§ **Records provided**
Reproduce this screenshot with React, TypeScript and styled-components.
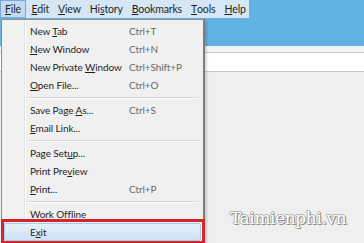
import React from "react";
import styled, { createGlobalStyle } from "styled-components";

const Global = createGlobalStyle`
  html, body { margin: 0; padding: 0; background: #efefef; }
  body { font-family: Lato, "Open Sans", sans-serif; }
`;

const Page = styled.div`
  position: relative;
  width: 364px;
  height: 243px;
  overflow: hidden;
  background: #efefef;
  display: flex;
  flex-direction: column;
`;

const TopRow = styled.div`
  display: flex;
  height: 18px;
  background: #62b2e4;
`;

const MenuBar = styled.div`
  display: flex;
  align-items: stretch;
  width: 249px;
  background: #d5e6f4;
  font-size: 10.5px;
  letter-spacing: -0.15px;
  color: #1f1f1f;
`;

const BarItem = styled.div<{ $active?: boolean }>`
  display: flex;
  align-items: center;
  white-space: nowrap;
  padding: 0 ${(p) => (p.$active ? "4px" : "3.5px")};
  margin-right: ${(p) => (p.$active ? "1px" : "0")};
  border: 1px solid ${(p) => (p.$active ? "#7ea7d3" : "transparent")};
  background: ${(p) => (p.$active ? "#c2dbf2" : "transparent")};
`;

const U = styled.span`
  text-decoration: underline;
  text-underline-offset: 1px;
`;

const Toolbar = styled.div`
  height: 28px;
  background: #62b2e4;
  display: flex;
  align-items: center;
`;

const TabPlus = styled.span`
  margin-left: 199px;
  font-size: 12px;
  color: #2a3a48;
  line-height: 1;
`;

const Strip = styled.div`
  height: 6px;
  background: #f3f3f3;
  border-bottom: 1px solid #c6c6c6;
`;

const UrlArea = styled.div`
  height: 18px;
  background: #ffffff;
  border-bottom: 1px solid #c8c8c8;
`;

const Body = styled.div`
  flex: 1;
  background: #efefef;
`;

const Menu = styled.div`
  position: absolute;
  left: 1px;
  top: 19px;
  width: 197px;
  padding: 2px;
  border: 1px solid #8f8f8f;
  border-right: 2px solid #7c7c7c;
  box-shadow: 2px 2px 2px rgba(0, 0, 0, 0.15);
  background: linear-gradient(
    to right,
    #f1f1f1 0 22px,
    #e2e3e3 22px 23px,
    #ffffff 23px 24px,
    #f0f0f0 24px
  );
  font-size: 10px;
  letter-spacing: -0.1px;
  color: #1f1f1f;
`;

const Item = styled.div<{ $hover?: boolean }>`
  position: relative;
  display: grid;
  grid-template-columns: 99px 1fr;
  align-items: center;
  height: 18px;
  padding-left: 25px;
  box-sizing: border-box;
  white-space: nowrap;
  border: 1px solid ${(p) => (p.$hover ? "#a9c9ee" : "transparent")};
  border-radius: 2px;
  background: ${(p) =>
    p.$hover ? "linear-gradient(#e6f0fb, #cfe2f6)" : "transparent"};
`;

const Shortcut = styled.span`
  color: #6a6a6a;
`;

const Sep = styled.div`
  height: 1px;
  margin: 3px 2px 2px 23px;
  background: #d7d7d7;
  border-bottom: 1px solid #ffffff;
`;

const RedBox = styled.div`
  position: absolute;
  inset: -5px -5px -4px -4px;
  border: 3px solid #d3262b;
  pointer-events: none;
`;

const Watermark = styled.div`
  position: absolute;
  left: 230px;
  top: 208px;
  font-family: "DejaVu Serif", serif;
  font-size: 17px;
  letter-spacing: -0.4px;
  color: #ffffff;
  text-shadow: 1px 1px 0 #8a8a8a, -1px 0 0 #b0b0b0, 0 -1px 0 #b0b0b0,
    1px 0 0 #9a9a9a;
`;

type Entry =
  | { sep: true }
  | { pre: string; u: string; post: string; sc?: string; hover?: boolean };

const entries: Entry[] = [
  { pre: "New ", u: "T", post: "ab", sc: "Ctrl+T" },
  { pre: "", u: "N", post: "ew Window", sc: "Ctrl+N" },
  { pre: "New Private ", u: "W", post: "indow", sc: "Ctrl+Shift+P" },
  { pre: "", u: "O", post: "pen File...", sc: "Ctrl+O" },
  { sep: true },
  { pre: "Save Page ", u: "A", post: "s...", sc: "Ctrl+S" },
  { pre: "", u: "E", post: "mail Link..." },
  { sep: true },
  { pre: "Page Set", u: "u", post: "p..." },
  { pre: "Print Pre", u: "v", post: "iew" },
  { pre: "", u: "P", post: "rint...", sc: "Ctrl+P" },
  { sep: true },
  { pre: "Wor", u: "k", post: " Offline" },
  { pre: "E", u: "x", post: "it", hover: true },
];

const bar: [string, string, string][] = [
  ["", "E", "dit"],
  ["", "V", "iew"],
  ["Hi", "s", "tory"],
  ["", "B", "ookmarks"],
  ["", "T", "ools"],
  ["", "H", "elp"],
];

export default function App() {
  return (
    <>
      <Global />
      <Page>
        <TopRow>
          <MenuBar>
            <BarItem $active>
              <U>F</U>ile
            </BarItem>
            {bar.map(([a, b, c]) => (
              <BarItem key={a + b + c}>
                {a}
                <U>{b}</U>
                {c}
              </BarItem>
            ))}
          </MenuBar>
        </TopRow>
        <Toolbar>
          <TabPlus>+</TabPlus>
        </Toolbar>
        <Strip />
        <UrlArea />
        <Body />
        <Menu>
          {entries.map((e, i) =>
            "sep" in e ? (
              <Sep key={i} />
            ) : (
              <Item key={i} $hover={e.hover}>
                <span>
                  {e.pre}
                  <U>{e.u}</U>
                  {e.post}
                </span>
                <Shortcut>{e.sc}</Shortcut>
                {e.hover && <RedBox />}
              </Item>
            )
          )}
        </Menu>
        <Watermark>Taimienphi.vn</Watermark>
      </Page>
    </>
  );
}
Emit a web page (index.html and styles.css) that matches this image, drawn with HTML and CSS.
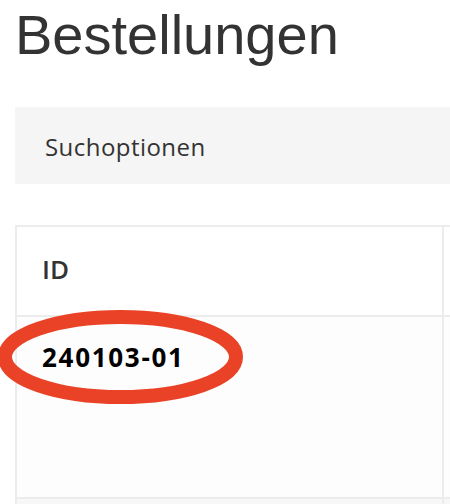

§ **What the task asks**
Output the entries above exactly, without their pictures.

§ **Response to the exercise**
Reproduce this screenshot with React, TypeScript and styled-components.
import React from "react";
import styled, { createGlobalStyle } from "styled-components";

const Global = createGlobalStyle`
  html, body { margin: 0; padding: 0; background: #efefef; }
  body { font-family: Lato, "Open Sans", sans-serif; }
`;

const Page = styled.div`
  position: relative;
  width: 364px;
  height: 243px;
  overflow: hidden;
  background: #efefef;
  display: flex;
  flex-direction: column;
`;

const TopRow = styled.div`
  display: flex;
  height: 18px;
  background: #62b2e4;
`;

const MenuBar = styled.div`
  display: flex;
  align-items: stretch;
  width: 249px;
  background: #d5e6f4;
  font-size: 10.5px;
  letter-spacing: -0.15px;
  color: #1f1f1f;
`;

const BarItem = styled.div<{ $active?: boolean }>`
  display: flex;
  align-items: center;
  white-space: nowrap;
  padding: 0 ${(p) => (p.$active ? "4px" : "3.5px")};
  margin-right: ${(p) => (p.$active ? "1px" : "0")};
  border: 1px solid ${(p) => (p.$active ? "#7ea7d3" : "transparent")};
  background: ${(p) => (p.$active ? "#c2dbf2" : "transparent")};
`;

const U = styled.span`
  text-decoration: underline;
  text-underline-offset: 1px;
`;

const Toolbar = styled.div`
  height: 28px;
  background: #62b2e4;
  display: flex;
  align-items: center;
`;

const TabPlus = styled.span`
  margin-left: 199px;
  font-size: 12px;
  color: #2a3a48;
  line-height: 1;
`;

const Strip = styled.div`
  height: 6px;
  background: #f3f3f3;
  border-bottom: 1px solid #c6c6c6;
`;

const UrlArea = styled.div`
  height: 18px;
  background: #ffffff;
  border-bottom: 1px solid #c8c8c8;
`;

const Body = styled.div`
  flex: 1;
  background: #efefef;
`;

const Menu = styled.div`
  position: absolute;
  left: 1px;
  top: 19px;
  width: 197px;
  padding: 2px;
  border: 1px solid #8f8f8f;
  border-right: 2px solid #7c7c7c;
  box-shadow: 2px 2px 2px rgba(0, 0, 0, 0.15);
  background: linear-gradient(
    to right,
    #f1f1f1 0 22px,
    #e2e3e3 22px 23px,
    #ffffff 23px 24px,
    #f0f0f0 24px
  );
  font-size: 10px;
  letter-spacing: -0.1px;
  color: #1f1f1f;
`;

const Item = styled.div<{ $hover?: boolean }>`
  position: relative;
  display: grid;
  grid-template-columns: 99px 1fr;
  align-items: center;
  height: 18px;
  padding-left: 25px;
  box-sizing: border-box;
  white-space: nowrap;
  border: 1px solid ${(p) => (p.$hover ? "#a9c9ee" : "transparent")};
  border-radius: 2px;
  background: ${(p) =>
    p.$hover ? "linear-gradient(#e6f0fb, #cfe2f6)" : "transparent"};
`;

const Shortcut = styled.span`
  color: #6a6a6a;
`;

const Sep = styled.div`
  height: 1px;
  margin: 3px 2px 2px 23px;
  background: #d7d7d7;
  border-bottom: 1px solid #ffffff;
`;

const RedBox = styled.div`
  position: absolute;
  inset: -5px -5px -4px -4px;
  border: 3px solid #d3262b;
  pointer-events: none;
`;

const Watermark = styled.div`
  position: absolute;
  left: 230px;
  top: 208px;
  font-family: "DejaVu Serif", serif;
  font-size: 17px;
  letter-spacing: -0.4px;
  color: #ffffff;
  text-shadow: 1px 1px 0 #8a8a8a, -1px 0 0 #b0b0b0, 0 -1px 0 #b0b0b0,
    1px 0 0 #9a9a9a;
`;

type Entry =
  | { sep: true }
  | { pre: string; u: string; post: string; sc?: string; hover?: boolean };

const entries: Entry[] = [
  { pre: "New ", u: "T", post: "ab", sc: "Ctrl+T" },
  { pre: "", u: "N", post: "ew Window", sc: "Ctrl+N" },
  { pre: "New Private ", u: "W", post: "indow", sc: "Ctrl+Shift+P" },
  { pre: "", u: "O", post: "pen File...", sc: "Ctrl+O" },
  { sep: true },
  { pre: "Save Page ", u: "A", post: "s...", sc: "Ctrl+S" },
  { pre: "", u: "E", post: "mail Link..." },
  { sep: true },
  { pre: "Page Set", u: "u", post: "p..." },
  { pre: "Print Pre", u: "v", post: "iew" },
  { pre: "", u: "P", post: "rint...", sc: "Ctrl+P" },
  { sep: true },
  { pre: "Wor", u: "k", post: " Offline" },
  { pre: "E", u: "x", post: "it", hover: true },
];

const bar: [string, string, string][] = [
  ["", "E", "dit"],
  ["", "V", "iew"],
  ["Hi", "s", "tory"],
  ["", "B", "ookmarks"],
  ["", "T", "ools"],
  ["", "H", "elp"],
];

export default function App() {
  return (
    <>
      <Global />
      <Page>
        <TopRow>
          <MenuBar>
            <BarItem $active>
              <U>F</U>ile
            </BarItem>
            {bar.map(([a, b, c]) => (
              <BarItem key={a + b + c}>
                {a}
                <U>{b}</U>
                {c}
              </BarItem>
            ))}
          </MenuBar>
        </TopRow>
        <Toolbar>
          <TabPlus>+</TabPlus>
        </Toolbar>
        <Strip />
        <UrlArea />
        <Body />
        <Menu>
          {entries.map((e, i) =>
            "sep" in e ? (
              <Sep key={i} />
            ) : (
              <Item key={i} $hover={e.hover}>
                <span>
                  {e.pre}
                  <U>{e.u}</U>
                  {e.post}
                </span>
                <Shortcut>{e.sc}</Shortcut>
                {e.hover && <RedBox />}
              </Item>
            )
          )}
        </Menu>
        <Watermark>Taimienphi.vn</Watermark>
      </Page>
    </>
  );
}
Emit a web page (index.html and styles.css) that matches this image, drawn with HTML and CSS.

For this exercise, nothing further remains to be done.